Branko Čibej <brane@xbc.nu> writes:
> >I would think "application/octet-stream" would be a lot safer when we
> >don't know anything about the file. Does anyone know more about this?
>
> When it sees a file that doesn't have the svn:mime-type property set,
> Subversion assumes it is a text file. It would be slighly weird if
> mod_dav_svn behaved differently.
Would it?
Subversion can make that assumption because it knows the domain of
operations (diff, merge) to which the assumption will apply.

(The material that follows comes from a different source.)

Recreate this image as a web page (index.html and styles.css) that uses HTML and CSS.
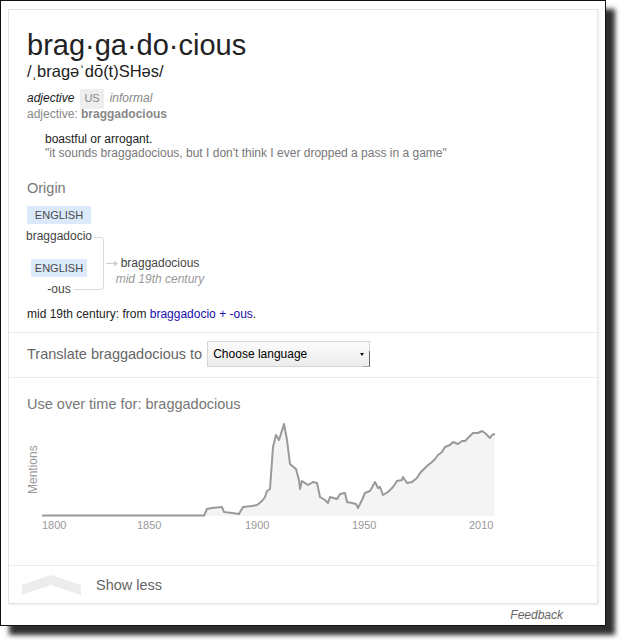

But when we return a file in response to a generic DAV request, we
have no idea what the user is going to do with it. In fact, it seems
likely that someone using a generic DAV client to fetch a file will
often not be obtaining a "text/plain" document. It's just as likely
to be MSWord, Excel, whatever, and that some software consumers of the
file would Do The Wrong Thing if they thought were plain text.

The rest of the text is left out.